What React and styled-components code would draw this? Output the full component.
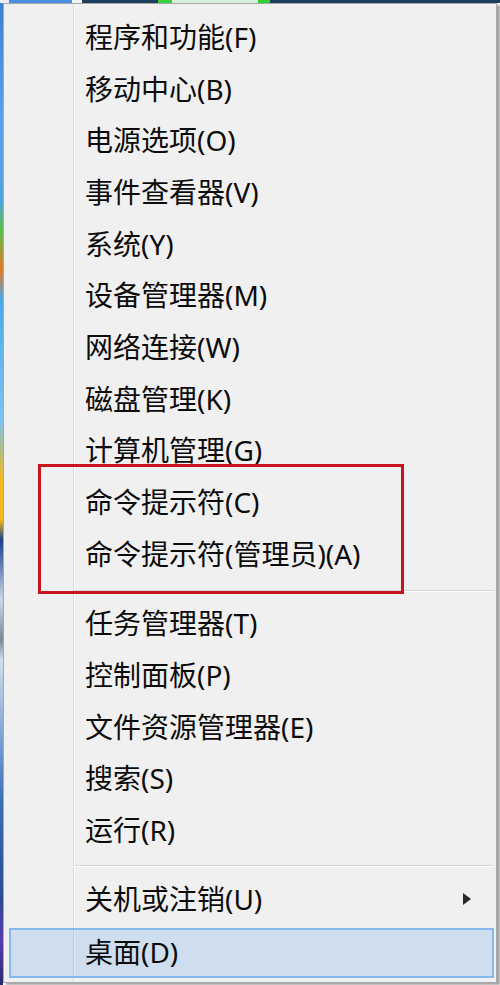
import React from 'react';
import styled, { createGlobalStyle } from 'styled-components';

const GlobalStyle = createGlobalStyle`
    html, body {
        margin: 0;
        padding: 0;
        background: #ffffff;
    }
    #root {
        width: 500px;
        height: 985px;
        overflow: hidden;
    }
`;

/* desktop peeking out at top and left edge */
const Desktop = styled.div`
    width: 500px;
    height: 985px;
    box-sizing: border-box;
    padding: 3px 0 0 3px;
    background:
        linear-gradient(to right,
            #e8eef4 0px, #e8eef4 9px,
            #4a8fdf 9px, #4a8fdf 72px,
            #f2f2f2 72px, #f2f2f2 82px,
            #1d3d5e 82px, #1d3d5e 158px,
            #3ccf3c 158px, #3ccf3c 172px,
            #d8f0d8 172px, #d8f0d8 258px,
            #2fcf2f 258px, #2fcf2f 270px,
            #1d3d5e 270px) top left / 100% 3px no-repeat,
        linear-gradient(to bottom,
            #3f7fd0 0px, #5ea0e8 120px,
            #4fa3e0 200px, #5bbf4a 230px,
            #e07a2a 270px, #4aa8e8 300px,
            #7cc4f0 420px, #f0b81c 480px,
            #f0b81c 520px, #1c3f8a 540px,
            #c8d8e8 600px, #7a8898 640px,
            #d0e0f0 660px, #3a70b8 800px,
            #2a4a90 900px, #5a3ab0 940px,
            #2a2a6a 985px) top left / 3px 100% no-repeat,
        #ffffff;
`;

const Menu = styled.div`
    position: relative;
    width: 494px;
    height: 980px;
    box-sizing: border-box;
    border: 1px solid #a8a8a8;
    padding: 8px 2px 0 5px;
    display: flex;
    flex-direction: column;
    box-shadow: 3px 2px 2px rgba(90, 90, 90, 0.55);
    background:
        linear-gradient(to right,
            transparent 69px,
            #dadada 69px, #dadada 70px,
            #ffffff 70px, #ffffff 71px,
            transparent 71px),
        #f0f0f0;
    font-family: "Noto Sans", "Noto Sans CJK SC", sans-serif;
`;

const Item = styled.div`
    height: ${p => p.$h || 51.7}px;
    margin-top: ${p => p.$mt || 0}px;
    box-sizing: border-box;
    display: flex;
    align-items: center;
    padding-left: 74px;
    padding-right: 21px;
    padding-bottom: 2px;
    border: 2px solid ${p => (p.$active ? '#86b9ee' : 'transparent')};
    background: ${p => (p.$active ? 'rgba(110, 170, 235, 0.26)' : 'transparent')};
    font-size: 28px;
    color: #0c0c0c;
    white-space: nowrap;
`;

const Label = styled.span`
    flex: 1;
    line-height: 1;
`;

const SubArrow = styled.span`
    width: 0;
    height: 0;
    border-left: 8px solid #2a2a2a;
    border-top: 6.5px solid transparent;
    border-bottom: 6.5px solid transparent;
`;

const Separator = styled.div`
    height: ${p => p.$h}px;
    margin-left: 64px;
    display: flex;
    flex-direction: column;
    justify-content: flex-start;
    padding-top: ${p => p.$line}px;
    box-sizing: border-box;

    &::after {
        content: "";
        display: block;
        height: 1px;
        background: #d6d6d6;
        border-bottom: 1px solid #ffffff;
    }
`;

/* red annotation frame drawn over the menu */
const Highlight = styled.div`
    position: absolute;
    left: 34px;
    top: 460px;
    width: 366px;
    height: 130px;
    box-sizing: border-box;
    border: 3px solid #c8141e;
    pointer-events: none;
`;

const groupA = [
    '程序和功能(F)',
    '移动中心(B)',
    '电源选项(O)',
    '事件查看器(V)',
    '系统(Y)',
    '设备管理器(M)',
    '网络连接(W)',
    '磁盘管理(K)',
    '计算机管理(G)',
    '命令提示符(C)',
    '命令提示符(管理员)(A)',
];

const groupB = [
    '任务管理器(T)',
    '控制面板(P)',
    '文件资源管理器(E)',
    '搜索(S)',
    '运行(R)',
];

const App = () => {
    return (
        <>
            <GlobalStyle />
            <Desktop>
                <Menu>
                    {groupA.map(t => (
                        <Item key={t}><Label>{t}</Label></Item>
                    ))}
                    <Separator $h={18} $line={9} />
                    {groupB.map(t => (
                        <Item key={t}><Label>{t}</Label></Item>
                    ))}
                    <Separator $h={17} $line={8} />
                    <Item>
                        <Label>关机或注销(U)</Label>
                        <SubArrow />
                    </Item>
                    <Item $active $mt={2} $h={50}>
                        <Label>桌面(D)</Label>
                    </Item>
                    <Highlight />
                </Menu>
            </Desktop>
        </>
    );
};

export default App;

__________

EXERCISE BRIEF: Pictures are excluded; copy all other data exactly as shown.

OUTPUT:
What React and styled-components code would draw this? Output the full component.
import React from 'react';
import styled, { createGlobalStyle } from 'styled-components';

const GlobalStyle = createGlobalStyle`
    html, body {
        margin: 0;
        padding: 0;
        background: #ffffff;
    }
    #root {
        width: 500px;
        height: 985px;
        overflow: hidden;
    }
`;

/* desktop peeking out at top and left edge */
const Desktop = styled.div`
    width: 500px;
    height: 985px;
    box-sizing: border-box;
    padding: 3px 0 0 3px;
    background:
        linear-gradient(to right,
            #e8eef4 0px, #e8eef4 9px,
            #4a8fdf 9px, #4a8fdf 72px,
            #f2f2f2 72px, #f2f2f2 82px,
            #1d3d5e 82px, #1d3d5e 158px,
            #3ccf3c 158px, #3ccf3c 172px,
            #d8f0d8 172px, #d8f0d8 258px,
            #2fcf2f 258px, #2fcf2f 270px,
            #1d3d5e 270px) top left / 100% 3px no-repeat,
        linear-gradient(to bottom,
            #3f7fd0 0px, #5ea0e8 120px,
            #4fa3e0 200px, #5bbf4a 230px,
            #e07a2a 270px, #4aa8e8 300px,
            #7cc4f0 420px, #f0b81c 480px,
            #f0b81c 520px, #1c3f8a 540px,
            #c8d8e8 600px, #7a8898 640px,
            #d0e0f0 660px, #3a70b8 800px,
            #2a4a90 900px, #5a3ab0 940px,
            #2a2a6a 985px) top left / 3px 100% no-repeat,
        #ffffff;
`;

const Menu = styled.div`
    position: relative;
    width: 494px;
    height: 980px;
    box-sizing: border-box;
    border: 1px solid #a8a8a8;
    padding: 8px 2px 0 5px;
    display: flex;
    flex-direction: column;
    box-shadow: 3px 2px 2px rgba(90, 90, 90, 0.55);
    background:
        linear-gradient(to right,
            transparent 69px,
            #dadada 69px, #dadada 70px,
            #ffffff 70px, #ffffff 71px,
            transparent 71px),
        #f0f0f0;
    font-family: "Noto Sans", "Noto Sans CJK SC", sans-serif;
`;

const Item = styled.div`
    height: ${p => p.$h || 51.7}px;
    margin-top: ${p => p.$mt || 0}px;
    box-sizing: border-box;
    display: flex;
    align-items: center;
    padding-left: 74px;
    padding-right: 21px;
    padding-bottom: 2px;
    border: 2px solid ${p => (p.$active ? '#86b9ee' : 'transparent')};
    background: ${p => (p.$active ? 'rgba(110, 170, 235, 0.26)' : 'transparent')};
    font-size: 28px;
    color: #0c0c0c;
    white-space: nowrap;
`;

const Label = styled.span`
    flex: 1;
    line-height: 1;
`;

const SubArrow = styled.span`
    width: 0;
    height: 0;
    border-left: 8px solid #2a2a2a;
    border-top: 6.5px solid transparent;
    border-bottom: 6.5px solid transparent;
`;

const Separator = styled.div`
    height: ${p => p.$h}px;
    margin-left: 64px;
    display: flex;
    flex-direction: column;
    justify-content: flex-start;
    padding-top: ${p => p.$line}px;
    box-sizing: border-box;

    &::after {
        content: "";
        display: block;
        height: 1px;
        background: #d6d6d6;
        border-bottom: 1px solid #ffffff;
    }
`;

/* red annotation frame drawn over the menu */
const Highlight = styled.div`
    position: absolute;
    left: 34px;
    top: 460px;
    width: 366px;
    height: 130px;
    box-sizing: border-box;
    border: 3px solid #c8141e;
    pointer-events: none;
`;

const groupA = [
    '程序和功能(F)',
    '移动中心(B)',
    '电源选项(O)',
    '事件查看器(V)',
    '系统(Y)',
    '设备管理器(M)',
    '网络连接(W)',
    '磁盘管理(K)',
    '计算机管理(G)',
    '命令提示符(C)',
    '命令提示符(管理员)(A)',
];

const groupB = [
    '任务管理器(T)',
    '控制面板(P)',
    '文件资源管理器(E)',
    '搜索(S)',
    '运行(R)',
];

const App = () => {
    return (
        <>
            <GlobalStyle />
            <Desktop>
                <Menu>
                    {groupA.map(t => (
                        <Item key={t}><Label>{t}</Label></Item>
                    ))}
                    <Separator $h={18} $line={9} />
                    {groupB.map(t => (
                        <Item key={t}><Label>{t}</Label></Item>
                    ))}
                    <Separator $h={17} $line={8} />
                    <Item>
                        <Label>关机或注销(U)</Label>
                        <SubArrow />
                    </Item>
                    <Item $active $mt={2} $h={50}>
                        <Label>桌面(D)</Label>
                    </Item>
                    <Highlight />
                </Menu>
            </Desktop>
        </>
    );
};

export default App;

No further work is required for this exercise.